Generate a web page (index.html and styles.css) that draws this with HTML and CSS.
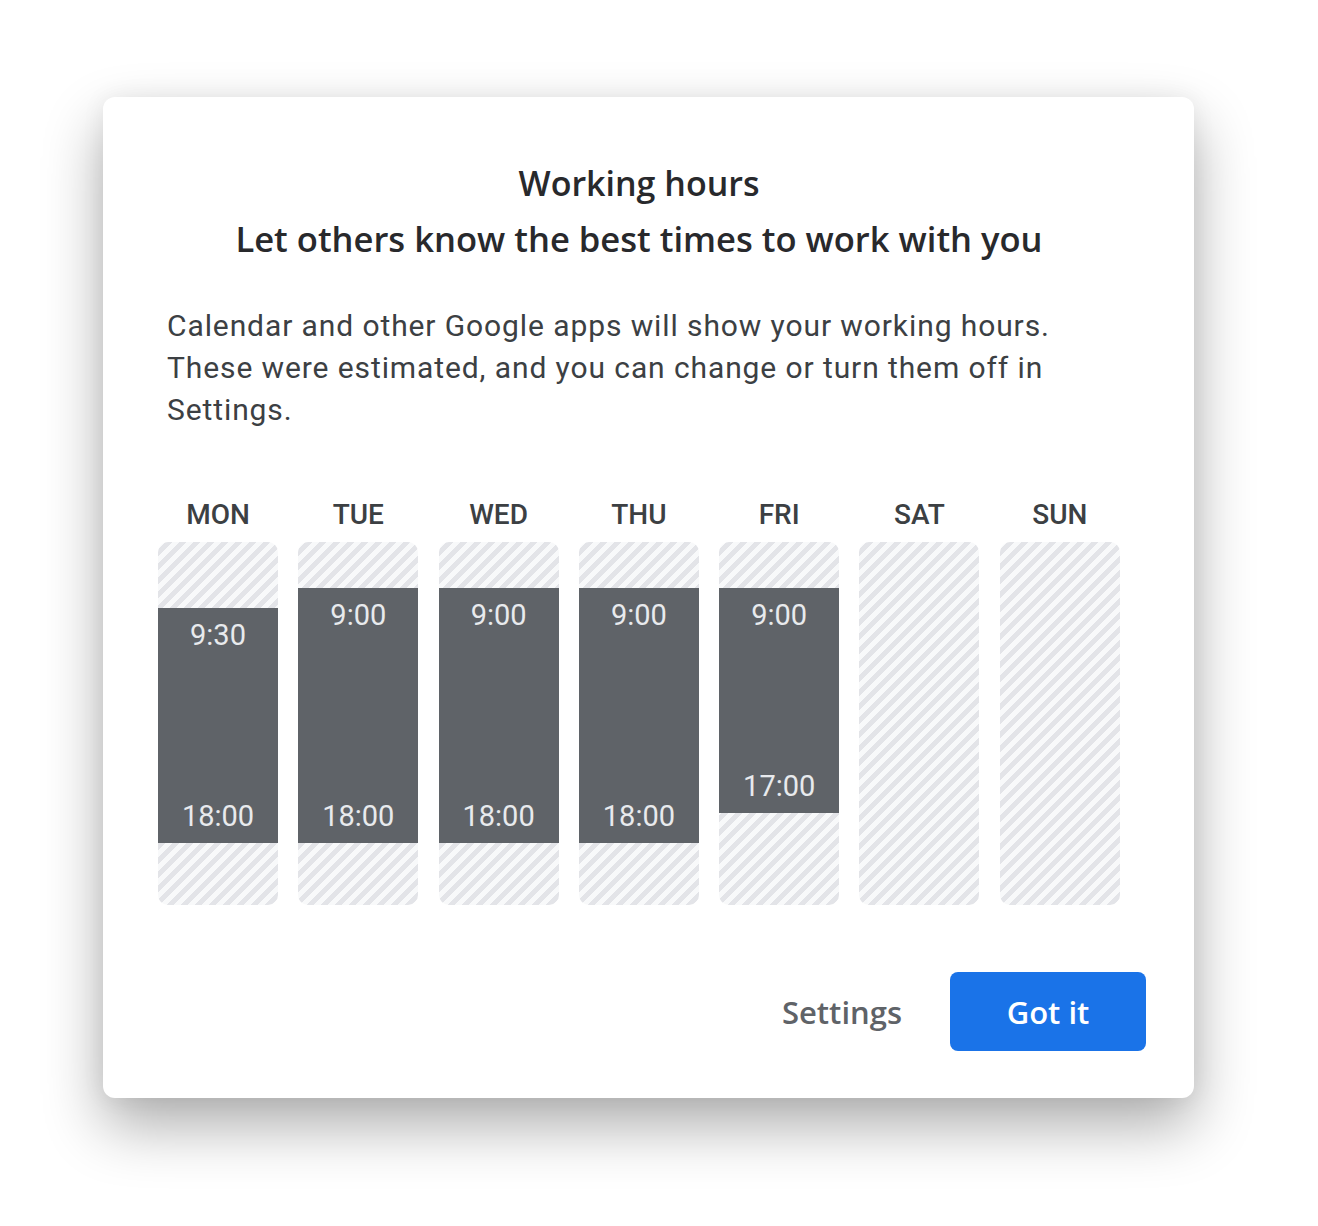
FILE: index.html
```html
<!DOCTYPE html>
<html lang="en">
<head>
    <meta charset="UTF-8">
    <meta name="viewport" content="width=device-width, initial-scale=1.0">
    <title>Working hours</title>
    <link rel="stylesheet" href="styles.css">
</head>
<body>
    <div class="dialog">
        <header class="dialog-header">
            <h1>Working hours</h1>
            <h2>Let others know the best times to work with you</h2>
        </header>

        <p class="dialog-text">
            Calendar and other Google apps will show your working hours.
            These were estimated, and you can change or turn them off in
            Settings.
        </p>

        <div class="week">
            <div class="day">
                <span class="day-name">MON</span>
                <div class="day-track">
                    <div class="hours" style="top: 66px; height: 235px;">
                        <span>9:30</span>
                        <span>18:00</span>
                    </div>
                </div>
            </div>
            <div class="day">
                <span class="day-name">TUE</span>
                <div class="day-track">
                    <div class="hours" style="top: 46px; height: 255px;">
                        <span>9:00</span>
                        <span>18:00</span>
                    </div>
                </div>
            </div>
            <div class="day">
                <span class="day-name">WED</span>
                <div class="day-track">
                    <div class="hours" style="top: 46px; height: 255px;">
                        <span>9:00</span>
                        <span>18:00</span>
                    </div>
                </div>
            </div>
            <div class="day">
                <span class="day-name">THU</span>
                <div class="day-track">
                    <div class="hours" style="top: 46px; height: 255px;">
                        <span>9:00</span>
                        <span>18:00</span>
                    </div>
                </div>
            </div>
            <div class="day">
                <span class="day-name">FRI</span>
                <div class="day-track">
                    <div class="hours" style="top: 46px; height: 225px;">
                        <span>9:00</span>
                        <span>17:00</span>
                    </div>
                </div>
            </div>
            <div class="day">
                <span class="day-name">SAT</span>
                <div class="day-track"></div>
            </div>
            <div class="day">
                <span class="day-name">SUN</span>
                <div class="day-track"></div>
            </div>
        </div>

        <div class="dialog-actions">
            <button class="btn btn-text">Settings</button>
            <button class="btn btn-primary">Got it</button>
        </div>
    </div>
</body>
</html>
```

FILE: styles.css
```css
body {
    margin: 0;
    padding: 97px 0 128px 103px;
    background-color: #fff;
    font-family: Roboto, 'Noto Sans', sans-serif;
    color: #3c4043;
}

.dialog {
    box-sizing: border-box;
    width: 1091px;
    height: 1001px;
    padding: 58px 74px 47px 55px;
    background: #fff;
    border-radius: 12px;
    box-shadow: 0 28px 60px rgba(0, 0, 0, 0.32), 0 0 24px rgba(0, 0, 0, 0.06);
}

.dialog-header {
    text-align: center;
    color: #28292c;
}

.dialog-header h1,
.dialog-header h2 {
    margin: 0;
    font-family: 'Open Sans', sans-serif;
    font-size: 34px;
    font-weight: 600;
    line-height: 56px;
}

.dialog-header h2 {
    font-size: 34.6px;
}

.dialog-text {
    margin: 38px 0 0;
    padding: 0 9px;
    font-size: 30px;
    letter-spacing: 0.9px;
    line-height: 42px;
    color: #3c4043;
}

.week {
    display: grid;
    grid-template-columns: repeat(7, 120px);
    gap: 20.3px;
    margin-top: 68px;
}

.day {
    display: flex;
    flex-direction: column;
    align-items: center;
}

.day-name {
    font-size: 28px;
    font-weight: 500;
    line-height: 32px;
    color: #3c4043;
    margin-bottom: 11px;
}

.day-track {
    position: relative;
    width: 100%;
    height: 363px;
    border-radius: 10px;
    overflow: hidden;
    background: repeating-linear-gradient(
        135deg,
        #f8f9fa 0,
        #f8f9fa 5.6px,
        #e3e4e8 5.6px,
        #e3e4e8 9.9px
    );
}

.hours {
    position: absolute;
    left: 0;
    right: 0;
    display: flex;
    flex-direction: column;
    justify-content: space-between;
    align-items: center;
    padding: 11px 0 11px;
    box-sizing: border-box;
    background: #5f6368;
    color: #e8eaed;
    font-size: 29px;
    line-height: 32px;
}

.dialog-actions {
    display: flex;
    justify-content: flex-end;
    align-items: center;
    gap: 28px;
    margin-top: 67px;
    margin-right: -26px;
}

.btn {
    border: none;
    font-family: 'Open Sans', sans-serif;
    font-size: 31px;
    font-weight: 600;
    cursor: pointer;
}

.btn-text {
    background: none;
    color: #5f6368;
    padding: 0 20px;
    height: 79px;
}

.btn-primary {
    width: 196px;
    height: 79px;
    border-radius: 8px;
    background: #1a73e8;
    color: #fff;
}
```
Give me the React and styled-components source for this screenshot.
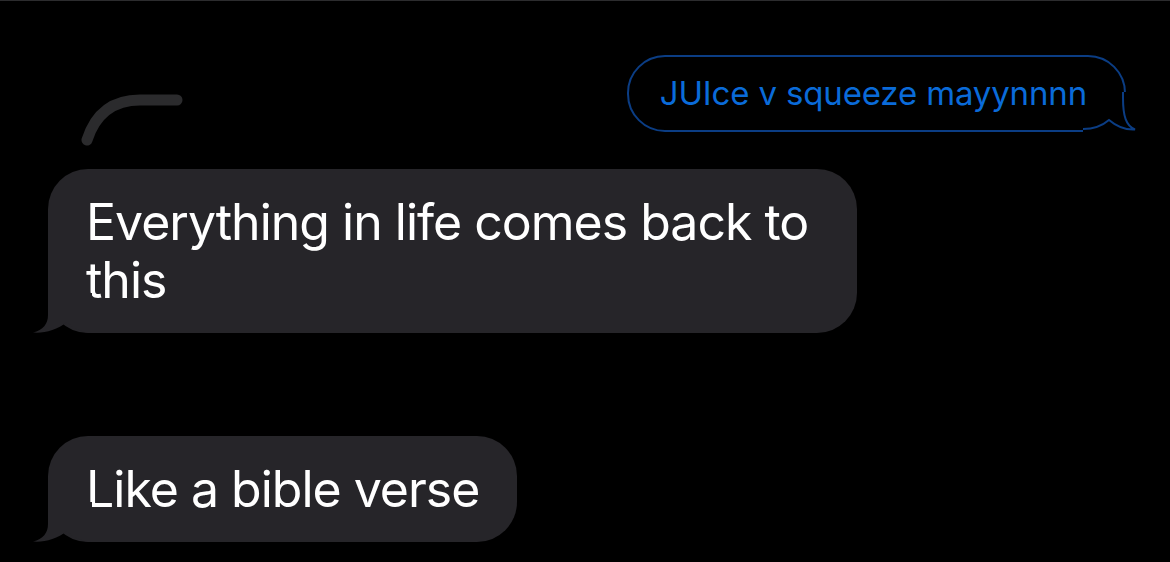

■ ■ ■ ■

Omit the pictures, then quote the rest of the material above exactly.

Generate a web page (index.html and styles.css) that draws this with HTML and CSS.
FILE: index.html
```html
<!DOCTYPE html>
<html lang="en">
<head>
    <meta charset="UTF-8">
    <meta name="viewport" content="width=device-width, initial-scale=1.0">
    <title>Working hours</title>
    <link rel="stylesheet" href="styles.css">
</head>
<body>
    <div class="dialog">
        <header class="dialog-header">
            <h1>Working hours</h1>
            <h2>Let others know the best times to work with you</h2>
        </header>

        <p class="dialog-text">
            Calendar and other Google apps will show your working hours.
            These were estimated, and you can change or turn them off in
            Settings.
        </p>

        <div class="week">
            <div class="day">
                <span class="day-name">MON</span>
                <div class="day-track">
                    <div class="hours" style="top: 66px; height: 235px;">
                        <span>9:30</span>
                        <span>18:00</span>
                    </div>
                </div>
            </div>
            <div class="day">
                <span class="day-name">TUE</span>
                <div class="day-track">
                    <div class="hours" style="top: 46px; height: 255px;">
                        <span>9:00</span>
                        <span>18:00</span>
                    </div>
                </div>
            </div>
            <div class="day">
                <span class="day-name">WED</span>
                <div class="day-track">
                    <div class="hours" style="top: 46px; height: 255px;">
                        <span>9:00</span>
                        <span>18:00</span>
                    </div>
                </div>
            </div>
            <div class="day">
                <span class="day-name">THU</span>
                <div class="day-track">
                    <div class="hours" style="top: 46px; height: 255px;">
                        <span>9:00</span>
                        <span>18:00</span>
                    </div>
                </div>
            </div>
            <div class="day">
                <span class="day-name">FRI</span>
                <div class="day-track">
                    <div class="hours" style="top: 46px; height: 225px;">
                        <span>9:00</span>
                        <span>17:00</span>
                    </div>
                </div>
            </div>
            <div class="day">
                <span class="day-name">SAT</span>
                <div class="day-track"></div>
            </div>
            <div class="day">
                <span class="day-name">SUN</span>
                <div class="day-track"></div>
            </div>
        </div>

        <div class="dialog-actions">
            <button class="btn btn-text">Settings</button>
            <button class="btn btn-primary">Got it</button>
        </div>
    </div>
</body>
</html>
```

FILE: styles.css
```css
body {
    margin: 0;
    padding: 97px 0 128px 103px;
    background-color: #fff;
    font-family: Roboto, 'Noto Sans', sans-serif;
    color: #3c4043;
}

.dialog {
    box-sizing: border-box;
    width: 1091px;
    height: 1001px;
    padding: 58px 74px 47px 55px;
    background: #fff;
    border-radius: 12px;
    box-shadow: 0 28px 60px rgba(0, 0, 0, 0.32), 0 0 24px rgba(0, 0, 0, 0.06);
}

.dialog-header {
    text-align: center;
    color: #28292c;
}

.dialog-header h1,
.dialog-header h2 {
    margin: 0;
    font-family: 'Open Sans', sans-serif;
    font-size: 34px;
    font-weight: 600;
    line-height: 56px;
}

.dialog-header h2 {
    font-size: 34.6px;
}

.dialog-text {
    margin: 38px 0 0;
    padding: 0 9px;
    font-size: 30px;
    letter-spacing: 0.9px;
    line-height: 42px;
    color: #3c4043;
}

.week {
    display: grid;
    grid-template-columns: repeat(7, 120px);
    gap: 20.3px;
    margin-top: 68px;
}

.day {
    display: flex;
    flex-direction: column;
    align-items: center;
}

.day-name {
    font-size: 28px;
    font-weight: 500;
    line-height: 32px;
    color: #3c4043;
    margin-bottom: 11px;
}

.day-track {
    position: relative;
    width: 100%;
    height: 363px;
    border-radius: 10px;
    overflow: hidden;
    background: repeating-linear-gradient(
        135deg,
        #f8f9fa 0,
        #f8f9fa 5.6px,
        #e3e4e8 5.6px,
        #e3e4e8 9.9px
    );
}

.hours {
    position: absolute;
    left: 0;
    right: 0;
    display: flex;
    flex-direction: column;
    justify-content: space-between;
    align-items: center;
    padding: 11px 0 11px;
    box-sizing: border-box;
    background: #5f6368;
    color: #e8eaed;
    font-size: 29px;
    line-height: 32px;
}

.dialog-actions {
    display: flex;
    justify-content: flex-end;
    align-items: center;
    gap: 28px;
    margin-top: 67px;
    margin-right: -26px;
}

.btn {
    border: none;
    font-family: 'Open Sans', sans-serif;
    font-size: 31px;
    font-weight: 600;
    cursor: pointer;
}

.btn-text {
    background: none;
    color: #5f6368;
    padding: 0 20px;
    height: 79px;
}

.btn-primary {
    width: 196px;
    height: 79px;
    border-radius: 8px;
    background: #1a73e8;
    color: #fff;
}
```
Give me the React and styled-components source for this screenshot.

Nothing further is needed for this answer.